(STORED DATA)
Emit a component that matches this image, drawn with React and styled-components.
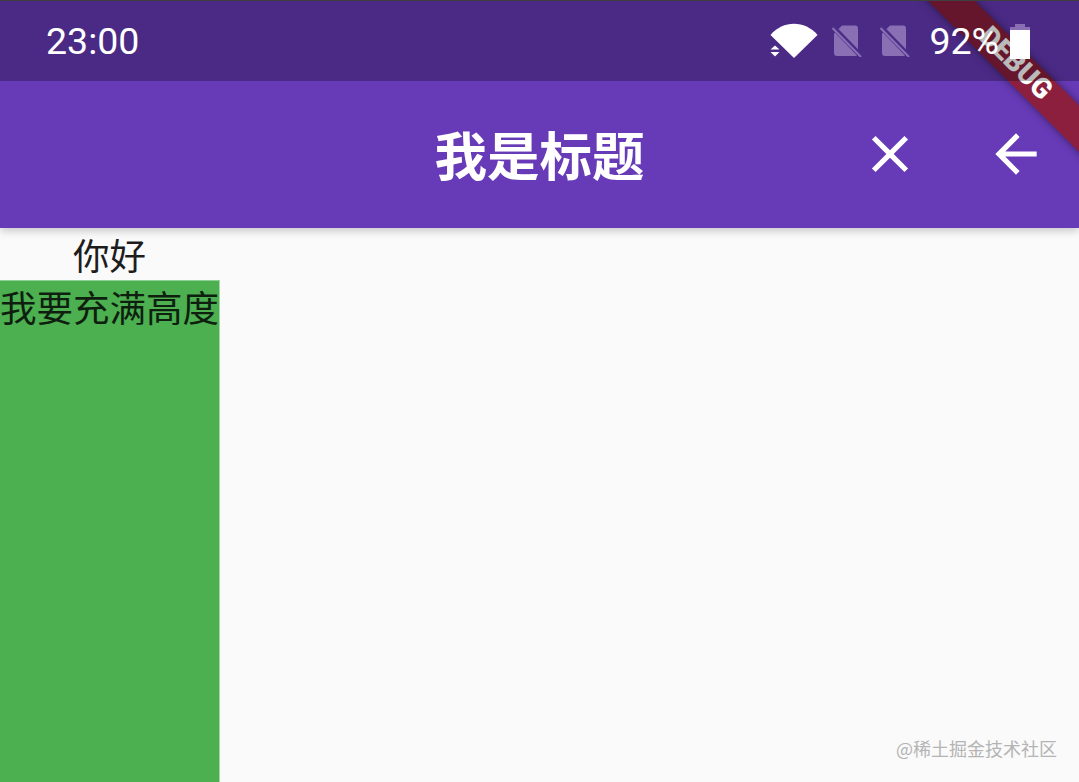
import React from "react";
import styled, { createGlobalStyle } from "styled-components";

const GlobalStyle = createGlobalStyle`
  html, body {
    margin: 0;
    padding: 0;
    height: 100%;
    overflow: hidden;
    background: #fafafa;
  }
  #root {
    height: 100%;
  }
`;

const CJK = `"Noto Sans CJK SC", "Noto Sans", sans-serif`;

const Page = styled.div`
  position: relative;
  height: 100%;
  overflow: hidden;
  display: flex;
  flex-direction: column;
  background: #fafafa;
  font-family: ${CJK};
`;

const Header = styled.header`
  position: relative;
  background: #673ab7;
  box-shadow: 0 3px 8px rgba(0, 0, 0, 0.2);
`;

// sits above the debug ribbon, the scrim darkens whatever is under it
const StatusBar = styled.div`
  position: relative;
  z-index: 3;
  box-sizing: border-box;
  height: 81px;
  border-top: 1px solid #3f3f3f;
  padding: 0 49px 0 46px;
  display: flex;
  align-items: center;
  justify-content: space-between;
  background: rgba(0, 0, 0, 0.27);
  color: #fff;
  font-family: Roboto, sans-serif;
  font-size: 37.5px;
`;

const StatusIcons = styled.div`
  display: flex;
  align-items: center;
`;

const Percent = styled.span`
  margin: 0 11px 0 19px;
`;

const AppBar = styled.div`
  height: 147px;
  display: grid;
  grid-template-columns: 1fr auto 1fr;
  align-items: center;
  color: #fff;
`;

const Title = styled.h1`
  grid-column: 2;
  margin: 0 0 3px;
  font-size: 52.5px;
  line-height: 1;
  font-weight: 700;
`;

const Actions = styled.div`
  grid-column: 3;
  display: flex;
  justify-content: flex-end;
  margin-bottom: 2px;
`;

const IconButton = styled.button`
  width: 126px;
  height: 126px;
  padding: 0;
  border: 0;
  background: none;
  color: #fff;
  display: flex;
  align-items: center;
  justify-content: center;
`;

const Content = styled.main`
  flex: 1;
  width: 220px;
  min-height: 0;
  display: flex;
  flex-direction: column;
`;

const Hello = styled.div`
  height: 52px;
  width: 219px;
  text-align: center;
  font-size: 36.5px;
  line-height: 54px;
  color: #1d1d1d;
`;

const FillBox = styled.div`
  flex: 1;
  box-sizing: border-box;
  border-top: 1px solid #8fcf92;
  border-right: 1px solid #a5d6a7;
  background: #4caf50;
  font-size: 36.5px;
  line-height: 52px;
  white-space: nowrap;
  color: #0e1f0f;
`;

const Watermark = styled.div`
  position: absolute;
  right: 22px;
  bottom: 21px;
  font-size: 18px;
  line-height: 26px;
  color: #b4b4b4;
`;

const Banner = styled.div`
  position: absolute;
  z-index: 2;
  top: 45px;
  left: 862px;
  width: 300px;
  height: 33px;
  transform: rotate(45deg);
  background: rgba(150, 25, 30, 0.8);
  box-shadow: 0 0 8px rgba(0, 0, 0, 0.45);
  display: flex;
  align-items: center;
  justify-content: center;
  padding-left: 8px;
  box-sizing: border-box;
  color: #fff;
  font-family: Roboto, sans-serif;
  font-size: 28px;
  font-weight: 900;
  line-height: 1;
`;

const BannerText = styled.span`
  margin-bottom: 3px;
`;

const WifiIcon = () => (
  <svg width="48" height="36" viewBox="0 0 48 36" fill="#fff">
    <path d="M0.5 12 C 13 -3 35 -3 47.5 12 L24 35 Z" />
    <path d="M0 22 H10 V36 H0 Z" fill="#4b2c87" />
    <path d="M5 22.5 L9.5 26.5 H0.5 Z" />
    <path d="M0.5 29 H9.5 L5 33.5 Z" />
  </svg>
);

const SimOffIcon = ({ className }) => (
  <svg className={className} width="30" height="32" viewBox="0 0 30 32">
    <path
      d="M10 0.5 H23 Q26 0.5 26 3.5 V28 Q26 31 23 31 H5 Q2 31 2 28 V8.5 Z"
      fill="#8a6fb4"
    />
    <path d="M0 1 L29 31" stroke="#4b2c87" strokeWidth="5" />
    <path d="M0.5 3 L29 32" stroke="#8a6fb4" strokeWidth="2" />
  </svg>
);

const SimOff = styled(SimOffIcon)`
  margin-left: ${(p) => p.$gap}px;
`;

const BatteryIcon = () => (
  <svg width="20" height="35" viewBox="0 0 20 35">
    <path d="M5 0 H15 V3 H20 V8 H0 V3 H5 Z" fill="#8a6fb4" />
    <path d="M0 6 H20 V35 H0 Z" fill="#fff" />
  </svg>
);

const CloseIcon = () => (
  <svg width="62" height="62" viewBox="0 0 24 24" fill="currentColor">
    <path d="M19 6.41L17.59 5 12 10.59 6.41 5 5 6.41 10.59 12 5 17.59 6.41 19 12 13.41 17.59 19 19 17.59 13.41 12z" />
  </svg>
);

const BackIcon = () => (
  <svg width="62" height="62" viewBox="0 0 24 24" fill="currentColor">
    <path d="M20 11H7.83l5.59-5.59L12 4l-8 8 8 8 1.41-1.41L7.83 13H20v-2z" />
  </svg>
);

export default function App() {
  return (
    <Page>
      <GlobalStyle />
      <Header>
        <StatusBar>
          <span>23:00</span>
          <StatusIcons>
            <WifiIcon />
            <SimOff $gap={14} />
            <SimOff $gap={18} />
            <Percent>92%</Percent>
            <BatteryIcon />
          </StatusIcons>
        </StatusBar>
        <AppBar>
          <Title>我是标题</Title>
          <Actions>
            <IconButton>
              <CloseIcon />
            </IconButton>
            <IconButton>
              <BackIcon />
            </IconButton>
          </Actions>
        </AppBar>
      </Header>
      <Content>
        <Hello>你好</Hello>
        <FillBox>我要充满高度</FillBox>
      </Content>
      <Watermark>@稀土掘金技术社区</Watermark>
      <Banner>
        <BannerText>DEBUG</BannerText>
      </Banner>
    </Page>
  );
}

(AIM)
Exclude every picture and copy the remaining data exactly.

(CORRECT OUTPUT)
Emit a component that matches this image, drawn with React and styled-components.
import React from "react";
import styled, { createGlobalStyle } from "styled-components";

const GlobalStyle = createGlobalStyle`
  html, body {
    margin: 0;
    padding: 0;
    height: 100%;
    overflow: hidden;
    background: #fafafa;
  }
  #root {
    height: 100%;
  }
`;

const CJK = `"Noto Sans CJK SC", "Noto Sans", sans-serif`;

const Page = styled.div`
  position: relative;
  height: 100%;
  overflow: hidden;
  display: flex;
  flex-direction: column;
  background: #fafafa;
  font-family: ${CJK};
`;

const Header = styled.header`
  position: relative;
  background: #673ab7;
  box-shadow: 0 3px 8px rgba(0, 0, 0, 0.2);
`;

// sits above the debug ribbon, the scrim darkens whatever is under it
const StatusBar = styled.div`
  position: relative;
  z-index: 3;
  box-sizing: border-box;
  height: 81px;
  border-top: 1px solid #3f3f3f;
  padding: 0 49px 0 46px;
  display: flex;
  align-items: center;
  justify-content: space-between;
  background: rgba(0, 0, 0, 0.27);
  color: #fff;
  font-family: Roboto, sans-serif;
  font-size: 37.5px;
`;

const StatusIcons = styled.div`
  display: flex;
  align-items: center;
`;

const Percent = styled.span`
  margin: 0 11px 0 19px;
`;

const AppBar = styled.div`
  height: 147px;
  display: grid;
  grid-template-columns: 1fr auto 1fr;
  align-items: center;
  color: #fff;
`;

const Title = styled.h1`
  grid-column: 2;
  margin: 0 0 3px;
  font-size: 52.5px;
  line-height: 1;
  font-weight: 700;
`;

const Actions = styled.div`
  grid-column: 3;
  display: flex;
  justify-content: flex-end;
  margin-bottom: 2px;
`;

const IconButton = styled.button`
  width: 126px;
  height: 126px;
  padding: 0;
  border: 0;
  background: none;
  color: #fff;
  display: flex;
  align-items: center;
  justify-content: center;
`;

const Content = styled.main`
  flex: 1;
  width: 220px;
  min-height: 0;
  display: flex;
  flex-direction: column;
`;

const Hello = styled.div`
  height: 52px;
  width: 219px;
  text-align: center;
  font-size: 36.5px;
  line-height: 54px;
  color: #1d1d1d;
`;

const FillBox = styled.div`
  flex: 1;
  box-sizing: border-box;
  border-top: 1px solid #8fcf92;
  border-right: 1px solid #a5d6a7;
  background: #4caf50;
  font-size: 36.5px;
  line-height: 52px;
  white-space: nowrap;
  color: #0e1f0f;
`;

const Watermark = styled.div`
  position: absolute;
  right: 22px;
  bottom: 21px;
  font-size: 18px;
  line-height: 26px;
  color: #b4b4b4;
`;

const Banner = styled.div`
  position: absolute;
  z-index: 2;
  top: 45px;
  left: 862px;
  width: 300px;
  height: 33px;
  transform: rotate(45deg);
  background: rgba(150, 25, 30, 0.8);
  box-shadow: 0 0 8px rgba(0, 0, 0, 0.45);
  display: flex;
  align-items: center;
  justify-content: center;
  padding-left: 8px;
  box-sizing: border-box;
  color: #fff;
  font-family: Roboto, sans-serif;
  font-size: 28px;
  font-weight: 900;
  line-height: 1;
`;

const BannerText = styled.span`
  margin-bottom: 3px;
`;

const WifiIcon = () => (
  <svg width="48" height="36" viewBox="0 0 48 36" fill="#fff">
    <path d="M0.5 12 C 13 -3 35 -3 47.5 12 L24 35 Z" />
    <path d="M0 22 H10 V36 H0 Z" fill="#4b2c87" />
    <path d="M5 22.5 L9.5 26.5 H0.5 Z" />
    <path d="M0.5 29 H9.5 L5 33.5 Z" />
  </svg>
);

const SimOffIcon = ({ className }) => (
  <svg className={className} width="30" height="32" viewBox="0 0 30 32">
    <path
      d="M10 0.5 H23 Q26 0.5 26 3.5 V28 Q26 31 23 31 H5 Q2 31 2 28 V8.5 Z"
      fill="#8a6fb4"
    />
    <path d="M0 1 L29 31" stroke="#4b2c87" strokeWidth="5" />
    <path d="M0.5 3 L29 32" stroke="#8a6fb4" strokeWidth="2" />
  </svg>
);

const SimOff = styled(SimOffIcon)`
  margin-left: ${(p) => p.$gap}px;
`;

const BatteryIcon = () => (
  <svg width="20" height="35" viewBox="0 0 20 35">
    <path d="M5 0 H15 V3 H20 V8 H0 V3 H5 Z" fill="#8a6fb4" />
    <path d="M0 6 H20 V35 H0 Z" fill="#fff" />
  </svg>
);

const CloseIcon = () => (
  <svg width="62" height="62" viewBox="0 0 24 24" fill="currentColor">
    <path d="M19 6.41L17.59 5 12 10.59 6.41 5 5 6.41 10.59 12 5 17.59 6.41 19 12 13.41 17.59 19 19 17.59 13.41 12z" />
  </svg>
);

const BackIcon = () => (
  <svg width="62" height="62" viewBox="0 0 24 24" fill="currentColor">
    <path d="M20 11H7.83l5.59-5.59L12 4l-8 8 8 8 1.41-1.41L7.83 13H20v-2z" />
  </svg>
);

export default function App() {
  return (
    <Page>
      <GlobalStyle />
      <Header>
        <StatusBar>
          <span>23:00</span>
          <StatusIcons>
            <WifiIcon />
            <SimOff $gap={14} />
            <SimOff $gap={18} />
            <Percent>92%</Percent>
            <BatteryIcon />
          </StatusIcons>
        </StatusBar>
        <AppBar>
          <Title>我是标题</Title>
          <Actions>
            <IconButton>
              <CloseIcon />
            </IconButton>
            <IconButton>
              <BackIcon />
            </IconButton>
          </Actions>
        </AppBar>
      </Header>
      <Content>
        <Hello>你好</Hello>
        <FillBox>我要充满高度</FillBox>
      </Content>
      <Watermark>@稀土掘金技术社区</Watermark>
      <Banner>
        <BannerText>DEBUG</BannerText>
      </Banner>
    </Page>
  );
}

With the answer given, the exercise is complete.